A gripping hard science fiction mystery with elements of cyberpunk, space opera, espionage, and military science fiction. In a nutshell, the novel is about UN Peacekeeper Major Catherine Li, who is sent to a mining colony world known as Compson’s World. A famous researcher, Hannah Sharifi (“the most prominent theoretical physicist in UN-controlled space… [h]er equations made Bose-Einstein transport possible, had woven themselves into the fabric of UN society”), was researching on the world that is home to the quantum entangled crystals that make reliable, commercial-scale FTL interstellar travel possible but died under mysterious circumstances. Li is sent to solve the mystery of her death but primarily to find the missing dataset she was working on, one that could change the balance of power between UN-governed human worlds and the Syndicates (the two engaged in an interstellar cold war). As an added wrinkle, Li was born and raised on Compson’s World, with great difficulty escaping the rough mining planet through means she has kept hidden and if discovered, could cause her a lot of problems. Li is operating alone, unsure of if she can trust planetary authorities and the company, Anaconda Mining Corporation or AMC, who run the mines she has to investigate in, no one eager for the UN to be looking at anything too closely. This all while finding out that it looks like Sharifi was murdered and people might start to see that LI and the researcher are clones, something Li took great pains to hide and again, would be the cause of problems for Li.
Author Chris Moriarty has some extremely impressive worldbuilding, as the novel has so many great elements, including the more times people make faster-than-light jumps, the more memory they lose in each jump (having to back up memories in hardware or have them restored, maybe never sure they can entirely trust the backups or restorations, with occasionally lost memories resurfacing later), the existence of Emergents (AI that have become sentient and independent, with one Emergent named Cohen a vital part of the story and a friend and maybe lover to Li), shunting (taking over the body of a person, either by AI or another human, with the human not always willing), terraforming (with Compson’s World the only planet so far encountered with any signs of complex life, though when humans arrived was extinct except for cold, windswept algae tundra though the planet has vast coal deposits from formerly abundant life, but it is a world being made more Earth-like), an extinct Earth (evacuated and essentially uninhabited and lifeless owing to a climatic disaster, much of humanity existing in a huge space station essentially ringing Earth), constructs (genetically engineered lines of posthumans designed to do various jobs, who with considerable human help rebelled for independence but lost, those remaining in UN-controlled space essentially second-class citizens with very rare exceptions such as Sharifi, the rest escaping to form Syndicate Space, worlds controlled and populated by various syndicated genelines), streamspace (as opposed to realspace, a complex virtual world that overlies the physical world that is “more than the sum of things humans have put there” including not only Emergents but other types of AI and areas that don’t correspond to realspace, with whether or not one is connected to streamspace an important plot element), and ceramsteel (a number of people like Li have internal wirings and support mechanisms that give them added durability, speed, and other abilities but come with a cost, including making them valuable for their parts or enabling those possessing them use their biological bodies past the breaking point).

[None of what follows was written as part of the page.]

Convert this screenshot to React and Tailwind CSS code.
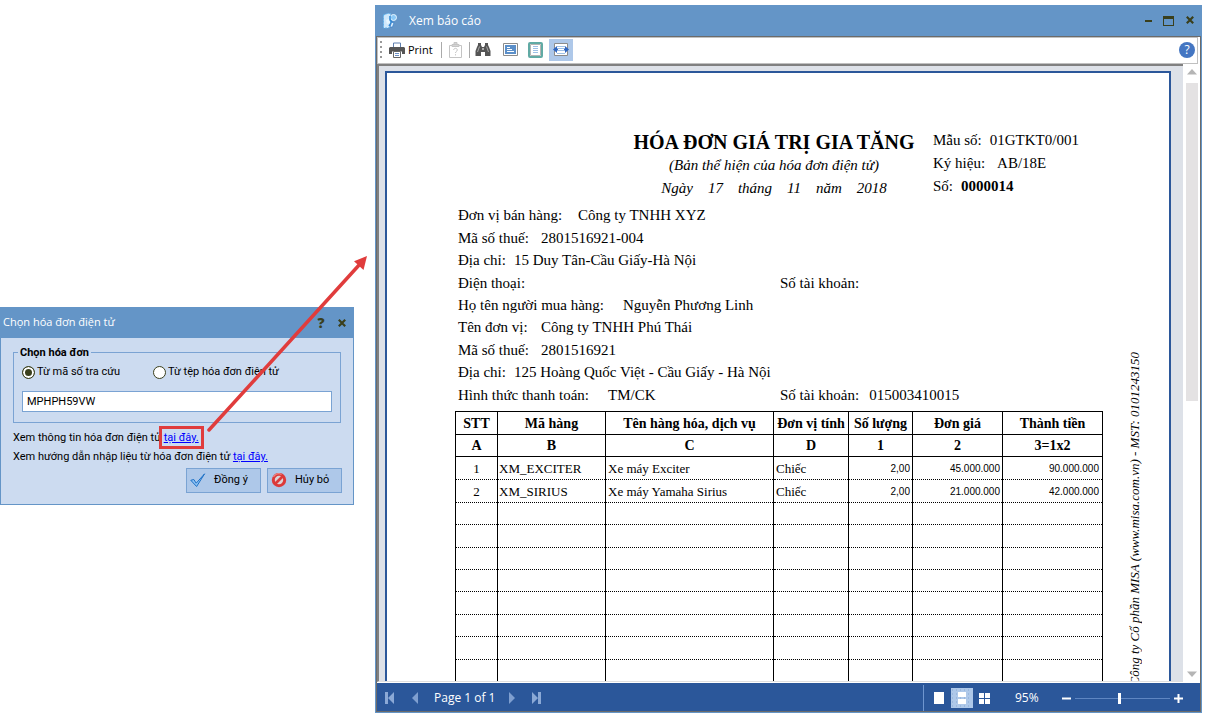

Some reviewers noted the central science fiction plot mystery can be figured out fairly early on and largely I agree the main mystery of the book can be figured out given the clues the author gave, though the particular’s of Sharifi’s death weren’t obvious nor who were the main villains. The book can be read as a standalone as it has a great ending point, but I see that is book one of a trilogy and there is definitely potential for more story. The worldbuilding is rich and amazing, including biological and cultural aspects of Compson’s World I didn’t mention above. It was a little strange to read a novel largely set on a mining colony or in the mines themselves, with elements that wouldn’t have looked out of place even on 19th century Earth, but the setting was vital to the overall story and the interstellar setting of the novel. The AI character Cohen was amazingly complex and one of the better posthuman type characters I have seen in my readings, embracing what it might be like to interact with someone with abilities and an intellect well beyond that of normal humans. The book has some violent scenes especially towards the end.